You can’t squeeze everything into a day so now’s the time for a quick “paned” (cuppa) in the café by the galleries while you browse your guidebook and map and plan your next move.
Home, sweet home
Just outside the galleries is Kennixton Farmhouse, painted a striking red that was believed to ward off evil spirits. This was the home of the Rogers family who farmed the rich land of the Gower Peninsula for hundreds of years and built their house in stages from 1610.
They smoked meat above the fireplace and, Glyn Rogers recorded as late as 1983: “I slept in a cupboard bed… up to the age of 13. It was very comfortable… you undressed by the fire in the night, then there was always a good fire in the morning.” The down-to-earth detail and real people behind St Fagans’ buildings are what bring them alive.
Around the site you can explore home comforts (or lack of them) through the ages and social echelons: Bryn Eryr Iron Age Roundhouses reconstructed from archaeological excavations on Anglesey; colorfully decorated Llys Llywelyn, the recreated medieval royal court of the Princes of Gwynedd; a Tudor Merchant’s House from Pembrokeshire which, luxuries for the time, had a chimney for the fireplace and garderobe (indoor toilet) that emptied into an outside gutter.
Most evocative of Wales’ more recent history is Rhyd-y-car Terrace: six homes built in Merthyr Tydfil around 1800 by ironmaster Richard Crawshay to house some of his mineworkers as the south Wales town boomed to become a world leader in iron production.
Displayed to show six different periods of habitation (1805 to 1985) the houses reveal how facilities slowly improved over time with the addition of piped water and communal toilets, while cramped families built sheds in their gardens to provide more living space.

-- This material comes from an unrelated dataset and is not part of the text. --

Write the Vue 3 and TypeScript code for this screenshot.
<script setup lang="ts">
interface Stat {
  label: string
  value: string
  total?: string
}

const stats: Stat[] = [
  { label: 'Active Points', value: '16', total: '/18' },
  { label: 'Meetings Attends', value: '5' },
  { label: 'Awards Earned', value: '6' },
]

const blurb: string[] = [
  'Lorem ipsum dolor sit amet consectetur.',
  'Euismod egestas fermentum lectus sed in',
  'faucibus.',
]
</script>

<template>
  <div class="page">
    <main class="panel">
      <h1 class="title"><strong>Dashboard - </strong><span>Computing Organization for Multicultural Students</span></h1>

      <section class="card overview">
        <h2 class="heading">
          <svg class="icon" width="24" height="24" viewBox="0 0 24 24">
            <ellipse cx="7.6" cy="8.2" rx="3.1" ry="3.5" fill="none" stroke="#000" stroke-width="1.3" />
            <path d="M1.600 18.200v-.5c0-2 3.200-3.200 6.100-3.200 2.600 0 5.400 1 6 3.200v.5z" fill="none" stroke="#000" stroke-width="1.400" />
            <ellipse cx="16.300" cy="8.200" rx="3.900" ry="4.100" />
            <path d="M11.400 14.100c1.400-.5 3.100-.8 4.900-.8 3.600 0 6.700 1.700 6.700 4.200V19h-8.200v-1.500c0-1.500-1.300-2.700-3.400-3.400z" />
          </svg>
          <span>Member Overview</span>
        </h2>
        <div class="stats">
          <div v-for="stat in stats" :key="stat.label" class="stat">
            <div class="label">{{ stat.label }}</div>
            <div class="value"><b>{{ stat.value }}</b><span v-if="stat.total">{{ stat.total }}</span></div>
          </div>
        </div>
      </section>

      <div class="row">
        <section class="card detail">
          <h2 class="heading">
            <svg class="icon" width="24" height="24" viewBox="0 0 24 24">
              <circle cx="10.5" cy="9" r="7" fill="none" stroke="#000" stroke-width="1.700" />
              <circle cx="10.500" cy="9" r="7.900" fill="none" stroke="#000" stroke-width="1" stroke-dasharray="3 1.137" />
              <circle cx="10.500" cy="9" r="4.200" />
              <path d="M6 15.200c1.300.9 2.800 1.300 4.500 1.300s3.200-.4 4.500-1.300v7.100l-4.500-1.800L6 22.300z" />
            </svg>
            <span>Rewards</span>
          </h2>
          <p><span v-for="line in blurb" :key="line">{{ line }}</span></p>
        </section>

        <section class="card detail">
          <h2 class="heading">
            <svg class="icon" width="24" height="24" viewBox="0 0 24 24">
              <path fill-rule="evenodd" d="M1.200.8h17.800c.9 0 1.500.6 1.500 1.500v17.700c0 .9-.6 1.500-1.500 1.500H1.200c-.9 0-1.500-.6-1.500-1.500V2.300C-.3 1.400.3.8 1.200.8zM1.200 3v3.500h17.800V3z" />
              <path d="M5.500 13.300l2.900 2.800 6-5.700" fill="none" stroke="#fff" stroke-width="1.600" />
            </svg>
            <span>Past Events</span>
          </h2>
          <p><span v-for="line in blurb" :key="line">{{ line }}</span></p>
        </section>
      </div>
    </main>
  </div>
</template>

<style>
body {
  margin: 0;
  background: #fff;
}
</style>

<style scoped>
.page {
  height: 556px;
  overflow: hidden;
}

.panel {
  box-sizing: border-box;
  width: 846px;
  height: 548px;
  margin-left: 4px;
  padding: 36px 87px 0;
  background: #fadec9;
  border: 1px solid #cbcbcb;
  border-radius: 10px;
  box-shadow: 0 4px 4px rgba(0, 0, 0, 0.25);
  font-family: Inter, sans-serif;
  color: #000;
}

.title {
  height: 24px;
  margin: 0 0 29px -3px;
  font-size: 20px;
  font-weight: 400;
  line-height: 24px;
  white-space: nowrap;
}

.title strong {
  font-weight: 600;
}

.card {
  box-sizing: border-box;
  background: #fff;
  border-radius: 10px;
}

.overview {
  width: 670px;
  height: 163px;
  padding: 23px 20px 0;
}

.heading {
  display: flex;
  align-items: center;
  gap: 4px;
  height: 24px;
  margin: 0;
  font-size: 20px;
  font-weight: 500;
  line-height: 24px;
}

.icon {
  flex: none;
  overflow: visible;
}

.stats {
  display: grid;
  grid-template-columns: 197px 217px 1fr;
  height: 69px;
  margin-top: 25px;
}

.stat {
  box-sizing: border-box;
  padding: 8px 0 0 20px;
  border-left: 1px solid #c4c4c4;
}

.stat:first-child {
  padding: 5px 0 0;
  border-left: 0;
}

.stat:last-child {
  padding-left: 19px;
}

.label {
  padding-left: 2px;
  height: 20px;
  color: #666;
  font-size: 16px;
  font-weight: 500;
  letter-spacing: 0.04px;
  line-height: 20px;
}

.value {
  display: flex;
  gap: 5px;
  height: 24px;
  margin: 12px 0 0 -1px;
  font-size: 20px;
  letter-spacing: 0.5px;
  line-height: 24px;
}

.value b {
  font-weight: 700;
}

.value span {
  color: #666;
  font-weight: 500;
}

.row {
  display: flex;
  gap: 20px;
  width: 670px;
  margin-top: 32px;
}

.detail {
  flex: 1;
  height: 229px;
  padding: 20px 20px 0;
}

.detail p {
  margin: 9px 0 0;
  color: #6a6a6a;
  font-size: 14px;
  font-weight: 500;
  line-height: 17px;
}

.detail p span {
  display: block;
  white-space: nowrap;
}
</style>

Nearby is another icon of industrial south Wales, the Workmen’s Institute: this one from Oakdale, built in 1916 by local coal miners to provide educational and leisure facilities – library, reading room, concert hall, billiards room – for workers and their families. Everyone from choirs to pigeon fanciers met here.
Tuck into the 1900s
If you’re at Oakdale Workmen’s Institute when lunch pangs strike, the Gwalia Stores is on hand. Dating from 1880, it was a general store typical of the south Wales industrial valleys and sells food and drink you could put in a picnic. Alternatively, enjoy a light-lunch served off vintage crockery in the 1930s Gwalia Tea Room, or beer-battered fish-and-chips served in a traditional cone in PysgOdyn, harking back to street corner fish-and-chip shops of the 1920s.

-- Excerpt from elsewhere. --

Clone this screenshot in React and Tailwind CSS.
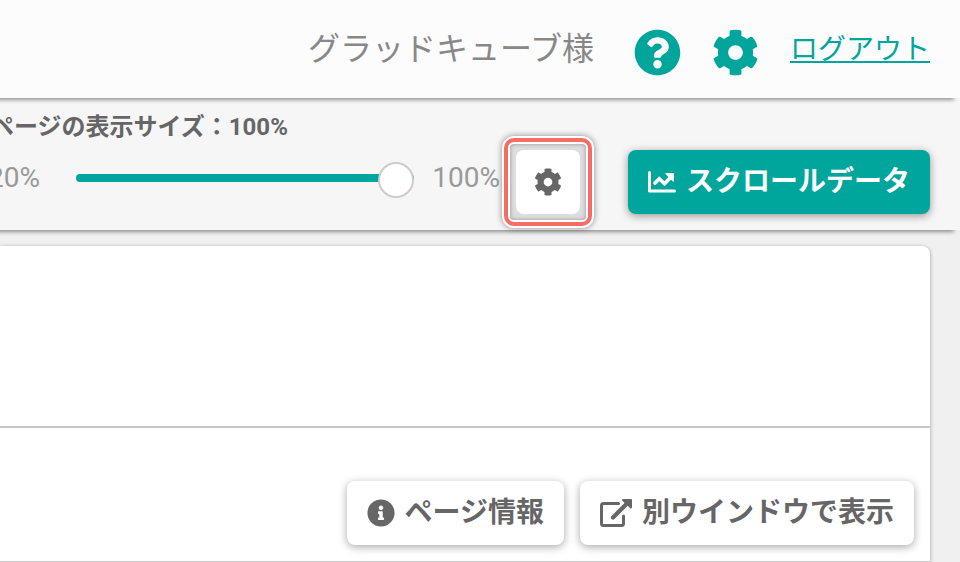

There’s also Derwen Bakehouse (c. 1900) where housewives brought their homemade dough to be baked into loaves for a penny or less by the Jenkins sisters in their huge ovens. Today you can buy freshly baked cakes and bread. Or
relax in the restaurant Y Gegin back in the main building at the museum entrance, while the Castle Buttery is good for sandwiches and cakes.
Worship, work, and play
There’s plenty to explore in the afternoon on the themes of worship, work and play: brightly painted St Teilo’s medieval church and an 18th-century chapel; an 18th-century tannery and smithy; a Victorian corn mill, tailor’s shop, clog-maker’s workshop and country school.
Among still-working buildings is Esgair Moel Woollen Mill (1760) where raw wool continues to be transformed through dyeing, combing, spinning and weaving into traditional shoulder shawls and Welsh “carthenni” or blankets. For centuries sheep farming in the wet Welsh hills made woollen goods Wales’ most important industry, including exports of “White Welsh plains” to the USA to clothe slaves.
Water to power the mill’s water wheel on its current site is pumped from the erstwhile swimming pool of the Earl of Plymouth, and it makes a fitting finale to your day to wander St Fagans Castle and Gardens – where the story of the museum began. The castle was built circa 1580 and is one of the finest examples of Elizabethan architecture in Wales, though it underwent major interior refurbishment in the Victorian era when the Earl, a major landowner in the area, used it as a summer home. Immersing yourself room-to-room in the elegance of the era and enjoying the beautiful gardens, from fishponds to the Rosery and Italian Garden, you suddenly feel a world away from farmhouses and miners’ cottages.
Cardiff is just four miles down the road, offering a full range of accommodation options from modern waterside hotels on Cardiff Bay to boutique and budget beds (see www.visitcardiff.com).
The historic and modern sides of the Welsh capital are worth exploring, from Cardiff Castle to Wales Millennium Centre for world-class entertainment. Visit more castles – Wales has lots – at fairytale Castell Coch and Caerphilly. Or savor more culture at St Fagans’ nearby sister museums: the National Museum in Cardiff for art and natural history; Big Pit National Coal Museum at Blaenafon; the National Roman Legion Museum at Caerleon.